Religious Politics and Secular Values

Why is the inclusion of creationism and “intelligent design” still a viable proposal for American biology curricula? What other secular policies are at risk of religious intrusion? NCSE board member Barbara Forrest dissects the issue with a panel of experts, including Barry Lynn, Chris Mooney, and John Shook. Where: Center for Inquiry, Washington, DC. When: 10/22/2011

Comments

  1. #1 Timothy P. Meldrum
    Metro Detroit, Michigan
    December 14, 2012

    Wow, that was a very well done presentation–well thought out and well worded. Without question, evolution is a difficult topic. Even Darwin himself struggled with it and what it meant for our understanding of humanity itself. For me the key is this: faith (trust) and reason are two equally valid ways of knowing the truth, but each must be applied properly. My religion must not require me to deny any truth, either truth taught to me by a trustworthy source or truth discovered through the use of reason. The hard part is sometimes having to work out the details of the common ground between faith and reason.

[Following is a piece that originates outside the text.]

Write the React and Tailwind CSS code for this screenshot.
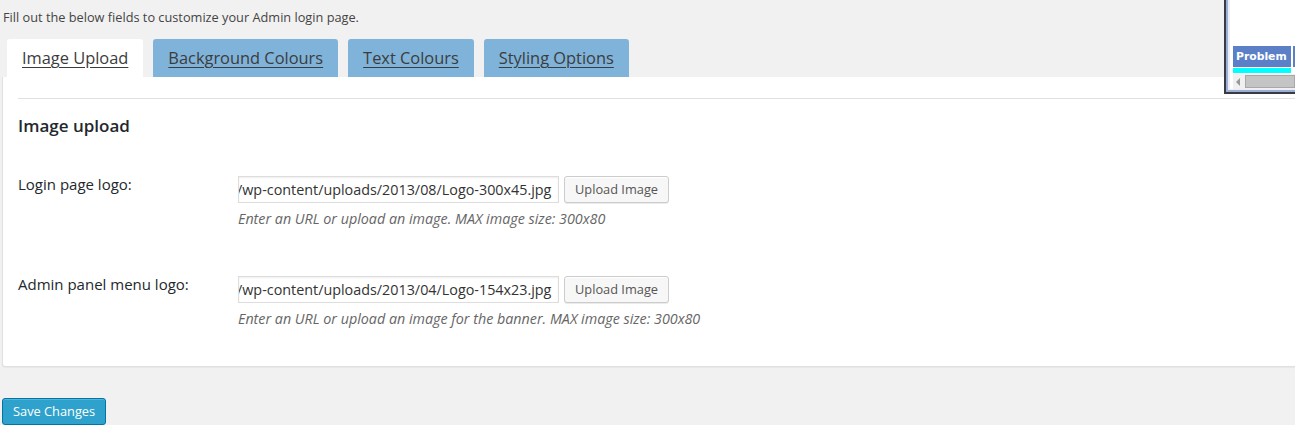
import React from 'react';

const tabs = [
  { label: 'Image Upload', active: true },
  { label: 'Background Colours' },
  { label: 'Text Colours' },
  { label: 'Styling Options' },
];

const fields = [
  {
    label: 'Login page logo:',
    value: '/wp-content/uploads/2013/08/Logo-300x45.jpg',
    help: 'Enter an URL or upload an image. MAX image size: 300x80',
  },
  {
    label: 'Admin panel menu logo:',
    value: '/wp-content/uploads/2013/04/Logo-154x23.jpg',
    help: 'Enter an URL or upload an image for the banner. MAX image size: 300x80',
  },
];

const UploadRow = ({ label, value, help }) => (
  <div className="flex pl-[15px]">
    <div className="w-[220px] pt-[1px] text-[15px] leading-[14px] text-[#23282d]">{label}</div>
    <div>
      <div className="flex items-center gap-[5px]">
        <div className="h-[27px] w-[321px] overflow-hidden whitespace-nowrap border border-[#ddd] bg-white text-[14.35px] leading-[25px] text-[#333] shadow-[inset_0_1px_2px_rgba(0,0,0,0.07)]">
          <span className="-ml-[2px] inline-block">{value}</span>
        </div>
        <button className="h-[27px] rounded-[3px] border border-[#ccc] bg-[#f7f7f7] px-[10px] text-[12.8px] text-[#555] shadow-[0_1px_0_#fff_inset,0_1px_0_rgba(0,0,0,0.08)]">
          Upload Image
        </button>
      </div>
      <p className="mt-[6px] whitespace-nowrap text-[14.3px] italic leading-[20px] text-[#666]">{help}</p>
    </div>
  </div>
);

// the stray window peeking in at the top right corner
const ProblemWindow = () => (
  <div className="absolute right-0 top-0 h-[94px] w-[71px] border-b-2 border-l-2 border-[#3a3a44]">
    <div className="h-full border-b-2 border-l-2 border-[#9aaed8] bg-[#eceef4] pl-[2px] pb-[1px]">
      <div className="flex h-full flex-col bg-white pl-[3px]">
        <div className="flex-1" />
        <div className="flex h-[21px]">
          <div className="w-[58px] overflow-hidden whitespace-nowrap bg-[#5b80c8] pl-[3px] font-['DejaVu_Sans',sans-serif] text-[10.8px] font-bold leading-[21px] text-white">
            Problem
          </div>
          <div className="ml-[2px] flex-1 bg-[#5b80c8]" />
        </div>
        <div className="mt-[1px] h-[5px] w-[58px] bg-[#00ffff]" />
        <div className="mt-[1px] flex h-[15px] items-center bg-[#f0f0f0]">
          <span className="ml-[3px] h-0 w-0 border-y-[4px] border-r-[4px] border-y-transparent border-r-[#999]" />
          <div className="ml-[5px] h-[13px] flex-1 border border-[#a8a8a8] bg-[#c4c4c4]" />
        </div>
      </div>
    </div>
  </div>
);

export default function App() {
  return (
    <div className="relative h-[425px] w-[1295px] overflow-hidden bg-[#f1f1f1] font-['Open_Sans',sans-serif] text-[#444]">
      <ProblemWindow />

      <p className="pl-[3px] pt-[8px] text-[12.75px] leading-[18px]">
        Fill out the below fields to customize your Admin login page.
      </p>

      <div className="mt-[13px] flex gap-[10px] pl-[7px]">
        {tabs.map((t) => (
          <div
            key={t.label}
            className={`h-[38px] rounded-t-[3px] px-[15px] pt-[6px] text-[16.4px] leading-[26px] text-[#3c3c3c] underline underline-offset-[3px] ${
              t.active ? 'bg-white' : 'bg-[#7fb3da]'
            }`}
          >
            {t.label}
          </div>
        ))}
      </div>

      <div className="ml-[2px] mr-[-4px] rounded-bl-[3px] border-b border-l border-[#e0e0e0] bg-white pb-[37px] pt-[21px] shadow-[0_1px_1px_rgba(0,0,0,0.04)]">
        <div className="ml-[15px] h-px bg-[#e1e1e1]" />
        <h3 className="pl-[15px] pt-[17px] text-[17px] font-semibold leading-[20px] text-[#23282d]">
          Image upload
        </h3>
        <div className="mt-[40px] flex flex-col gap-[47px]">
          {fields.map((f) => (
            <UploadRow key={f.label} {...f} />
          ))}
        </div>
      </div>

      <button className="ml-[2px] mt-[31px] h-[27px] rounded-[3px] border border-[#0074a2] bg-[#2ea2cc] px-[10px] text-[12.8px] text-white shadow-[inset_0_1px_0_rgba(120,200,230,0.5)]">
        Save Changes
      </button>
    </div>
  );
}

  2. #2 Ontelus Dan Gabriel
    Buzau, Romania
    December 15, 2012

    The secularism is the sign of the emergence of modern times. Despite a violent history, originated in illusions and idolatry, it is necessary for Homo sapiens the complementarity of the memory – including creationist hypothesis – and the critical thinking, which preserve the freedom and the common sense, not ideology and manipulation. The dignity of humankind consist in free will, the extraordinary fact to choose constantly between good and evil.

  3. #3 Fernando Tasso
    Argentina (Way off from the Biblia Belt)
    January 7, 2013

    Oxymoron is the name for a blatant contradiction between two terms, usually an adjective and a noun, like in “obscure light”. Now we have to find a new word for several (3+) terms contradicting each other like “critical thinking”, “common sense” and “creationist hypothesis”.